BEAP Community Partnership and Bradford City Football Club could not physically be closer to one another.

From a distance, it appears as if the latter sits directly on top of the other, Bradford’s Main Stand towering comparatively high as if it is perched atop its own hill.

This is Manningham, where a significant proportion of Bradford’s Bangladeshi community live on back-to-back terraced streets.

Three hours before kick-off between Bradford City and Newport County, a group of local kids from various backgrounds are playing on the outdoor five-a-side pitch, a coach on each team.

The most conspicuous player is a police officer who has joined in temporarily, his yellow bib matching the strip of one side. Above them looms Valley Parade. Squint and it could be an extravagant extension of their own playing area.

BEAP is the home of the Bangla Bantams supporters’ group, which was born as one of its projects in 2015. Anwar Uddin, who had become the first British Asian to captain a club in the Football League before retiring, was working with the Football Supporters’ Association and approached BEAP to ask if they were doing much work with the club next door. The answer was an irregular stream of free tickets but no sustained working relationship.

Uddin’s idea was to form a group that would allow the club to know where to come to to source a more direct avenue to the community around the stadium with which to create a pathway of engagement that previously hadn’t existed.

Hiron Miah is the current chairperson of Bangla Bantams. He grew up on Cornwall Terrace, which literally runs to the edge of the Main Stand and the ticket office.

He remembers playing football as a child in the club car park, pretending to be the players. He remembers the fire in 1985, and the terrible loss of life. This is his club now, but he didn’t attend many games.

Members of the supporters’ group attending a Bradford match (Photo: Supplied)

“I grew up just a few doors away from the stadium and have been a football fan from a young age, but I recognised that many people in the community faced barriers like affordability or simply not knowing how to attend a game.

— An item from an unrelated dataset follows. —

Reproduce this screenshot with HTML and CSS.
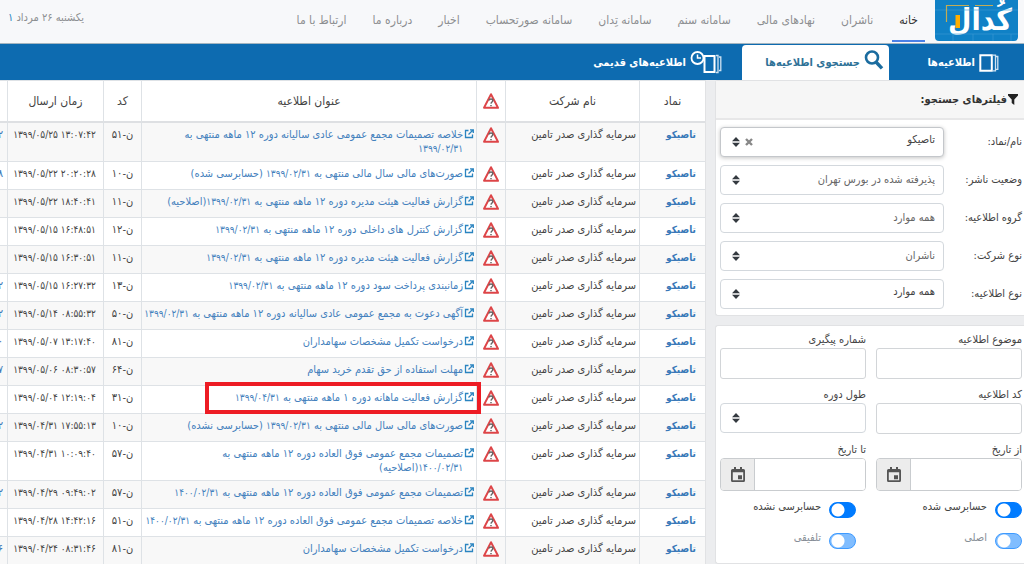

“Bangla Bantams aims to bridge that gap and build a stronger connection between residents and the football club.”

To do that, you need to answer a series of questions: what are the barriers? Do people feel safe? Is it intimidating? Are some of their fears thankfully out of date now?

Hiron admits that when he was younger, he didn’t feel that he would be welcome at the football; a mood of them vs us hung in the air. Now that environment has changed. It was time to take the fear away.

Bangla Bantams started out by getting tickets at a reduced rate from Bradford City and giving them away to members of the local community who would otherwise not think to attend.

They have an outreach programme that focuses on specific groups in turn: elderly men, young women, children, mothers, grandmothers. They found that those who experienced live football for the first time enjoyed the experience and learnt to overcome perceptions that football was for other people.

“Bradford City fans have always been welcoming and supportive of Bangla Bantams,” Hiron says.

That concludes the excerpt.